## Web page code records
┄┄┄┄┄┄
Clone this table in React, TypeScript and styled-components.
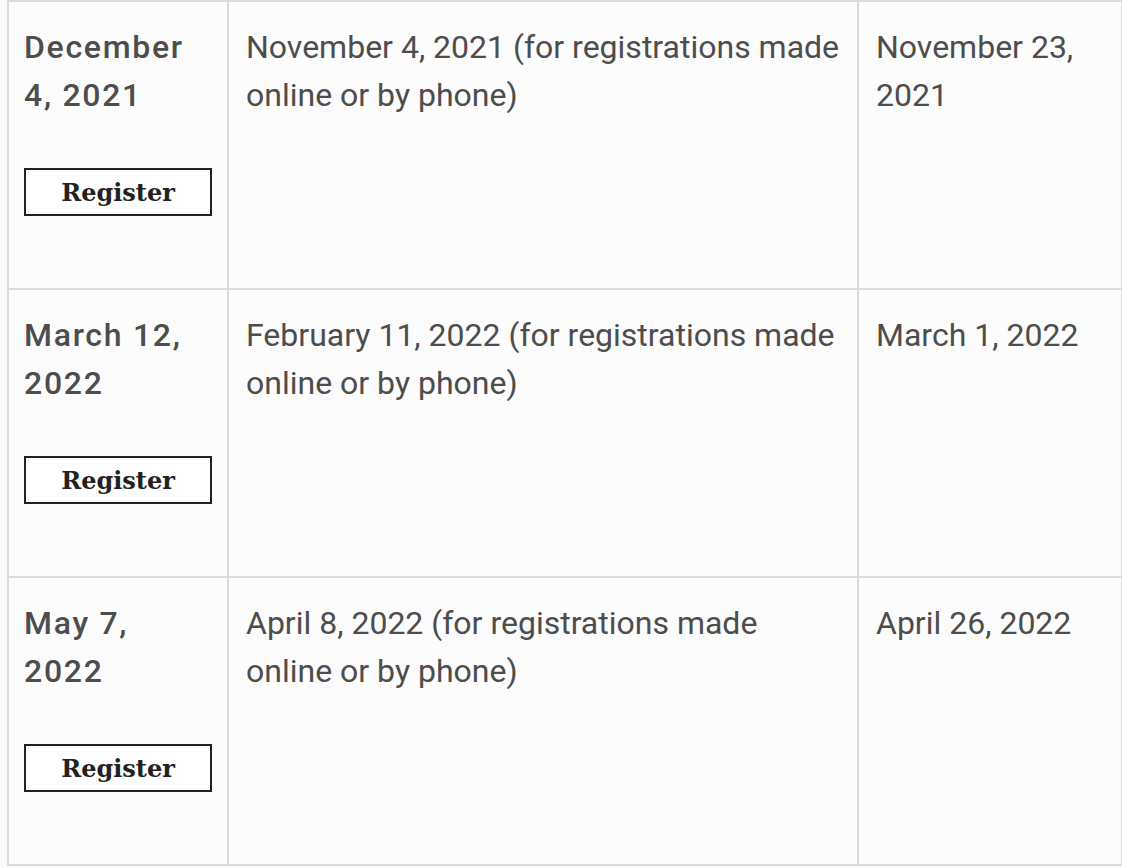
import React from "react";
import styled, { createGlobalStyle } from "styled-components";

const Global = createGlobalStyle`
  html, body { margin: 0; padding: 0; background: #fafafa; }
  body { font-family: Roboto, "Noto Sans", sans-serif; }
`;

const Page = styled.div`
  padding: 0 1px 0 7px;
`;

const Table = styled.table`
  width: 1114px;
  border-collapse: collapse;
  table-layout: fixed;
  background: #fcfcfc;
`;

const Cell = styled.td<{ $w: number; $head?: boolean }>`
  width: ${(p) => p.$w}px;
  height: 288px;
  box-sizing: border-box;
  border: 2px solid #dadada;
  vertical-align: top;
  padding: 21px ${(p) => (p.$head ? 20 : 12)}px 0 ${(p) => (p.$head ? 15 : 17)}px;
  font-size: 32px;
  line-height: 48px;
  color: #4d4d4d;
  font-weight: ${(p) => (p.$head ? 500 : 400)};
  letter-spacing: ${(p) => (p.$head ? "1.7px" : "0")};
`;

const Button = styled.button`
  display: block;
  margin-top: 49px;
  width: 188px;
  height: 48px;
  box-sizing: border-box;
  border: 2px solid #222;
  background: #fff;
  font-family: "DejaVu Serif", "Liberation Serif", serif;
  font-weight: bold;
  font-size: 24px;
  color: #222;
  letter-spacing: 0;
  padding: 0;
  cursor: pointer;
`;

const rows = [
  ["December 4, 2021", "November 4, 2021 (for registrations made online or by phone)", "November 23, 2021"],
  ["March 12, 2022", "February 11, 2022 (for registrations made online or by phone)", "March 1, 2022"],
  ["May 7, 2022", "April 8, 2022 (for registrations made online or by phone)", "April 26, 2022"],
];

export default function App() {
  return (
    <Page>
      <Global />
      <Table>
        <tbody>
          {rows.map((r) => (
            <tr key={r[0]}>
              <Cell $w={220} $head>
                {r[0]}
                <Button>Register</Button>
              </Cell>
              <Cell $w={630}>{r[1]}</Cell>
              <Cell $w={264}>{r[2]}</Cell>
            </tr>
          ))}
        </tbody>
      </Table>
    </Page>
  );
}
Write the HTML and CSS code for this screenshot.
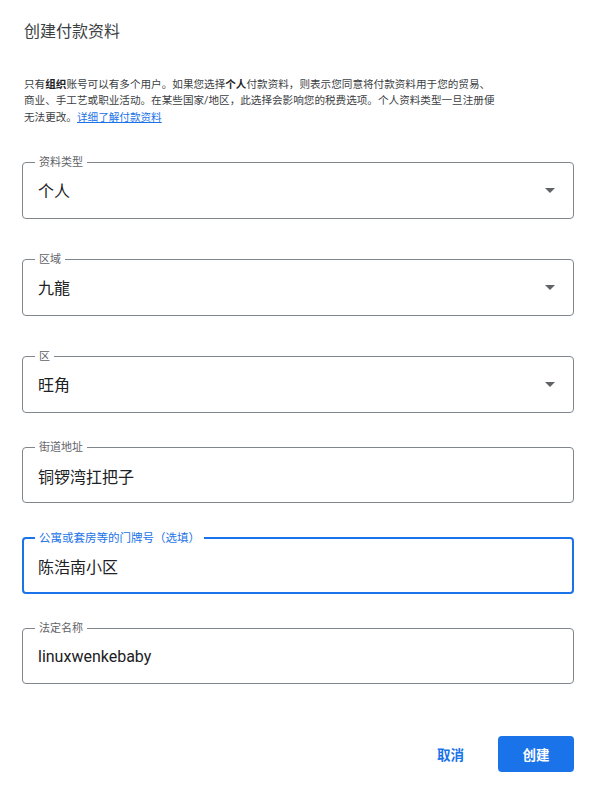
FILE: index.html
```html
<!DOCTYPE html>
<html lang="zh-CN">
  <head>
    <meta charset="utf-8">
    <title>创建付款资料</title>
    <link rel="stylesheet" href="styles.css">
  </head>
  <body>
    <div class="dialog">
      <h1>创建付款资料</h1>
      <p class="intro">只有<b>组织</b>账号可以有多个用户。如果您选择<b>个人</b>付款资料，则表示您同意将付款资料用于您的贸易、商业、手工艺或职业活动。在某些国家/地区，此选择会影响您的税费选项。个人资料类型一旦注册便无法更改。<a href="#">详细了解付款资料</a></p>

      <form class="form">
        <fieldset class="field select">
          <legend>资料类型</legend>
          <div class="control">个人<span class="arrow"></span></div>
        </fieldset>
        <fieldset class="field select">
          <legend>区域</legend>
          <div class="control">九龍<span class="arrow"></span></div>
        </fieldset>
        <fieldset class="field select last">
          <legend>区</legend>
          <div class="control">旺角<span class="arrow"></span></div>
        </fieldset>
        <fieldset class="field text">
          <legend>街道地址</legend>
          <div class="control">铜锣湾扛把子</div>
        </fieldset>
        <fieldset class="field text focused">
          <legend>公寓或套房等的门牌号（选填）</legend>
          <div class="control">陈浩南小区</div>
        </fieldset>
        <fieldset class="field text">
          <legend>法定名称</legend>
          <div class="control">linuxwenkebaby</div>
        </fieldset>
      </form>

      <div class="actions">
        <button type="button" class="btn-text">取消</button>
        <button type="button" class="btn-primary">创建</button>
      </div>
    </div>
  </body>
</html>
```

FILE: styles.css
```css
* {
  box-sizing: border-box;
  margin: 0;
  padding: 0;
}
body {
  font-family: Roboto, "Noto Sans CJK SC", sans-serif;
  background: #fff;
  color: #202124;
}
.dialog {
  width: 597px;
  padding: 20px 23px 0 22px;
}
h1 {
  font-size: 16px;
  font-weight: 400;
  line-height: 24px;
  color: #3c4043;
  padding-left: 2px;
}
.intro {
  margin-top: 32.5px;
  padding-left: 2px;
  max-width: 477px;
  font-size: 10.6px;
  line-height: 16.5px;
  color: #3c4043;
}
.intro b {
  font-weight: 700;
  color: #202124;
}
.intro a {
  color: #1a73e8;
  text-decoration: underline;
}
.form {
  margin-top: 30.5px;
}
.field {
  border: 1px solid #80868b;
  border-radius: 4px;
  min-width: 0;
}
.field.select {
  margin-bottom: 35px;
}
.field.select.last {
  margin-bottom: 29px;
}
.field.text {
  margin-bottom: 29px;
}
.field legend {
  margin-left: 12px;
  padding: 0 4px;
  font-size: 11px;
  line-height: 12px;
  color: #5f6368;
}
.control {
  position: relative;
  display: flex;
  align-items: center;
  height: 49px;
  padding: 0 15px 6px;
  font-size: 16px;
  color: #202124;
}
.field.text .control {
  height: 48px;
  padding-bottom: 4px;
}
.field.focused {
  border: 2px solid #1a73e8;
}
.field.focused legend {
  margin-left: 11px;
  color: #1a73e8;
  font-size: 11.5px;
}
.field.focused .control {
  height: 48px;
  padding-left: 14px;
}
.arrow {
  position: absolute;
  right: 18px;
  top: 19px;
  border-left: 5px solid transparent;
  border-right: 5px solid transparent;
  border-top: 5px solid #5f6368;
}
.actions {
  display: flex;
  justify-content: flex-end;
  align-items: center;
  gap: 16px;
  margin-top: 52px;
}
.actions button {
  font-family: inherit;
  font-size: 13.5px;
  font-weight: 700;
  height: 36px;
  border-radius: 4px;
  border: none;
  cursor: pointer;
}
.btn-text {
  background: transparent;
  color: #1a73e8;
  padding: 0 18px;
}
.btn-primary {
  background: #1a73e8;
  color: #fff;
  width: 76px;
}
```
┄┄┄┄┄┄
## Exercise task
Give the entries again without a single change, but with no pictures.

## Response
Clone this table in React, TypeScript and styled-components.
import React from "react";
import styled, { createGlobalStyle } from "styled-components";

const Global = createGlobalStyle`
  html, body { margin: 0; padding: 0; background: #fafafa; }
  body { font-family: Roboto, "Noto Sans", sans-serif; }
`;

const Page = styled.div`
  padding: 0 1px 0 7px;
`;

const Table = styled.table`
  width: 1114px;
  border-collapse: collapse;
  table-layout: fixed;
  background: #fcfcfc;
`;

const Cell = styled.td<{ $w: number; $head?: boolean }>`
  width: ${(p) => p.$w}px;
  height: 288px;
  box-sizing: border-box;
  border: 2px solid #dadada;
  vertical-align: top;
  padding: 21px ${(p) => (p.$head ? 20 : 12)}px 0 ${(p) => (p.$head ? 15 : 17)}px;
  font-size: 32px;
  line-height: 48px;
  color: #4d4d4d;
  font-weight: ${(p) => (p.$head ? 500 : 400)};
  letter-spacing: ${(p) => (p.$head ? "1.7px" : "0")};
`;

const Button = styled.button`
  display: block;
  margin-top: 49px;
  width: 188px;
  height: 48px;
  box-sizing: border-box;
  border: 2px solid #222;
  background: #fff;
  font-family: "DejaVu Serif", "Liberation Serif", serif;
  font-weight: bold;
  font-size: 24px;
  color: #222;
  letter-spacing: 0;
  padding: 0;
  cursor: pointer;
`;

const rows = [
  ["December 4, 2021", "November 4, 2021 (for registrations made online or by phone)", "November 23, 2021"],
  ["March 12, 2022", "February 11, 2022 (for registrations made online or by phone)", "March 1, 2022"],
  ["May 7, 2022", "April 8, 2022 (for registrations made online or by phone)", "April 26, 2022"],
];

export default function App() {
  return (
    <Page>
      <Global />
      <Table>
        <tbody>
          {rows.map((r) => (
            <tr key={r[0]}>
              <Cell $w={220} $head>
                {r[0]}
                <Button>Register</Button>
              </Cell>
              <Cell $w={630}>{r[1]}</Cell>
              <Cell $w={264}>{r[2]}</Cell>
            </tr>
          ))}
        </tbody>
      </Table>
    </Page>
  );
}
Write the HTML and CSS code for this screenshot.
FILE: index.html
```html
<!DOCTYPE html>
<html lang="zh-CN">
  <head>
    <meta charset="utf-8">
    <title>创建付款资料</title>
    <link rel="stylesheet" href="styles.css">
  </head>
  <body>
    <div class="dialog">
      <h1>创建付款资料</h1>
      <p class="intro">只有<b>组织</b>账号可以有多个用户。如果您选择<b>个人</b>付款资料，则表示您同意将付款资料用于您的贸易、商业、手工艺或职业活动。在某些国家/地区，此选择会影响您的税费选项。个人资料类型一旦注册便无法更改。<a href="#">详细了解付款资料</a></p>

      <form class="form">
        <fieldset class="field select">
          <legend>资料类型</legend>
          <div class="control">个人<span class="arrow"></span></div>
        </fieldset>
        <fieldset class="field select">
          <legend>区域</legend>
          <div class="control">九龍<span class="arrow"></span></div>
        </fieldset>
        <fieldset class="field select last">
          <legend>区</legend>
          <div class="control">旺角<span class="arrow"></span></div>
        </fieldset>
        <fieldset class="field text">
          <legend>街道地址</legend>
          <div class="control">铜锣湾扛把子</div>
        </fieldset>
        <fieldset class="field text focused">
          <legend>公寓或套房等的门牌号（选填）</legend>
          <div class="control">陈浩南小区</div>
        </fieldset>
        <fieldset class="field text">
          <legend>法定名称</legend>
          <div class="control">linuxwenkebaby</div>
        </fieldset>
      </form>

      <div class="actions">
        <button type="button" class="btn-text">取消</button>
        <button type="button" class="btn-primary">创建</button>
      </div>
    </div>
  </body>
</html>
```

FILE: styles.css
```css
* {
  box-sizing: border-box;
  margin: 0;
  padding: 0;
}
body {
  font-family: Roboto, "Noto Sans CJK SC", sans-serif;
  background: #fff;
  color: #202124;
}
.dialog {
  width: 597px;
  padding: 20px 23px 0 22px;
}
h1 {
  font-size: 16px;
  font-weight: 400;
  line-height: 24px;
  color: #3c4043;
  padding-left: 2px;
}
.intro {
  margin-top: 32.5px;
  padding-left: 2px;
  max-width: 477px;
  font-size: 10.6px;
  line-height: 16.5px;
  color: #3c4043;
}
.intro b {
  font-weight: 700;
  color: #202124;
}
.intro a {
  color: #1a73e8;
  text-decoration: underline;
}
.form {
  margin-top: 30.5px;
}
.field {
  border: 1px solid #80868b;
  border-radius: 4px;
  min-width: 0;
}
.field.select {
  margin-bottom: 35px;
}
.field.select.last {
  margin-bottom: 29px;
}
.field.text {
  margin-bottom: 29px;
}
.field legend {
  margin-left: 12px;
  padding: 0 4px;
  font-size: 11px;
  line-height: 12px;
  color: #5f6368;
}
.control {
  position: relative;
  display: flex;
  align-items: center;
  height: 49px;
  padding: 0 15px 6px;
  font-size: 16px;
  color: #202124;
}
.field.text .control {
  height: 48px;
  padding-bottom: 4px;
}
.field.focused {
  border: 2px solid #1a73e8;
}
.field.focused legend {
  margin-left: 11px;
  color: #1a73e8;
  font-size: 11.5px;
}
.field.focused .control {
  height: 48px;
  padding-left: 14px;
}
.arrow {
  position: absolute;
  right: 18px;
  top: 19px;
  border-left: 5px solid transparent;
  border-right: 5px solid transparent;
  border-top: 5px solid #5f6368;
}
.actions {
  display: flex;
  justify-content: flex-end;
  align-items: center;
  gap: 16px;
  margin-top: 52px;
}
.actions button {
  font-family: inherit;
  font-size: 13.5px;
  font-weight: 700;
  height: 36px;
  border-radius: 4px;
  border: none;
  cursor: pointer;
}
.btn-text {
  background: transparent;
  color: #1a73e8;
  padding: 0 18px;
}
.btn-primary {
  background: #1a73e8;
  color: #fff;
  width: 76px;
}
```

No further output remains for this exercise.